Many people are criticising their backtest but I don't understand why. Their test data is sequential to their training data, considers time, and doesn't overlap. They can't overfit to their test data. In any other area of ML this would be an acceptable scheme, why is this unacceptable here?
What people are complaining about is not the overfitting, but the unrealistic assumptions in the backtest. In the real world there is slippage, latencies/jitter, special market open regimes, hidden orders, market impact, front-running, variable fees, and all kinds of other complexities. Their transaction costs are apparently also an unreasonable assumption. Sophisticated simulators used in professional trading firms can account for such things to some extent, but most academic papers conveniently ignore these complexities and just assume they can trade at whatever price the data tells them. It's completely unrealistic.
To answer your original question about overfitting, they can still overfit to test data by running a lot of experiments with different hyperparameters, architectures and parts of the data, and only report what has worked. There are also more complex ways that test data can leak into training data (see the book Advances in financial ML for a good overview). You can already see this is likely the case just from the variance in their results and trades. They also don't compare to baselines. It's not unlikely that the results are just random and they fail to report those experiments that didn't work. Of course, you cannot prove this without having an exact log of all things they ever did to the data. But again, that's not the main issue here.
> they can still overfit to test data by running a lot of experiments with different hyperparameters, architectures and parts of the data, and only report what has worked.

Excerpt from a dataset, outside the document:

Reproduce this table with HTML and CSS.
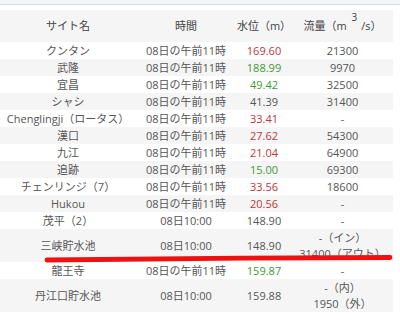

but this is a different accusation from accidentally overfitting or leaking, i.e. it would mean that they're dishonest and cherrypicked their data in such a way that it hides overfitting and leakage. This criticism can be levelled at every ML paper, but in this case they detail their architecture, provide the code, and provide a Jupyter notebook to let people try it themselves.
> just assume they can trade at whatever price the data tells them. It's completely unrealistic.
I think that this is a fair assumption for highly liquid markets and relatively small trades, and if it's a fair assumption then all of your criticisms (slippage etc) don't apply to the extent that they'll break the approach. Also, if the approach works then trade size (fees aside) and being frontrun also wont apply because presumably large HFT firms can use it.
Overall I think your criticisms are valid, but imo they don't invalidate a promising approach, they're just the next thing to test.